Judge Raveh: That means that this is not the only means of proof - is that what you maintain?

Attorney General: This is what I am arguing. It is not exhaustive.

Presiding Judge: Has anyone checked whether any judgment exists relating to this section - some authority for what you have just stated?

Judge Raveh: Perhaps it is worthwhile to go into that question some time.

Attorney General: I think there is.

Presiding Judge: I do not remember that. This is one of the neglected sections, one of those which are most important, but which are generally overlooked.

Attorney General: I think there is [an authority on the question]; perhaps we could hear whether Defence Counsel has anything to say on the subject of submitting the document. Perhaps we could save ourselves some time.

Judge Raveh: Perhaps you will show the section also to Dr. Servatius?
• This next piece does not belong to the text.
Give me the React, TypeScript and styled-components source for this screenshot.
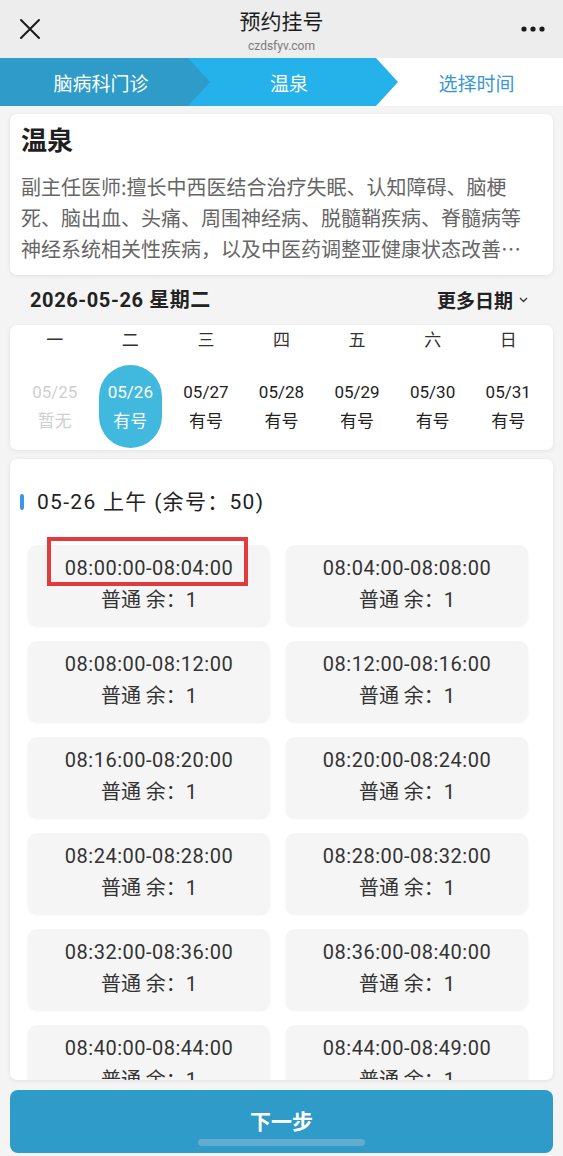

Attorney General: Certainly.

Judge Halevi: I, for my part, am not certain that this section applies to the statement of a person made before he is charged. It may be that this section applies only to accused persons making statements, for example, to the police. It says specifically "not made before an examining magistrate," how to prove other statements of an accused person, but only after he has the status of an accused person.

Attorney General: Is this what Your Honour is referring to? Or to the way conversations of a prisoner in prison are proved, after he is in prison and one of the prisoners reports on what he has heard him saying.

Presiding Judge: Then Section 37 will apply.

Attorney General: I ask: Is Your Honour, Judge Halevi, referring to such cases?

Judge Halevi: I am referring, first of all, to the recording of an accused person's statement to the police. This can in general be divided into two parts - orally and in writing. But it means all kinds of oral and written statements of a person who has the status of an accused, and not of a person who is accused today, but whose statement, at the time he made it, was made after the offence attributed to him had been committed, but before he was charged at all. That is to say, the document being considered here was drawn up in the interim period, during the years that lapsed between the commission of the offences attributed to him and his becoming an accused. I do not know whether Section 37(2) applies at all to statements made in this interim period. In other words, if we regard this section as an exhaustive and restrictive one, I would have to consider whether this restriction applies to an interim period such as this.

Attorney General: If Your Honour would allow me, with great respect, to give an example for strengthening this view: A letter of an accused person to his accomplice in crime would certainly be proper evidence, even if no one saw him writing this letter. It would, nevertheless, be possible to make this letter evidence, if, in fact, the offence was committed in pursuance of a criminal conspiracy which such a letter created. I believe that there has never been any doubt on this point.

Judge Halevi: A letter to his accomplice in crime after the crime was committed?

Attorney General: No - before the crime was committed.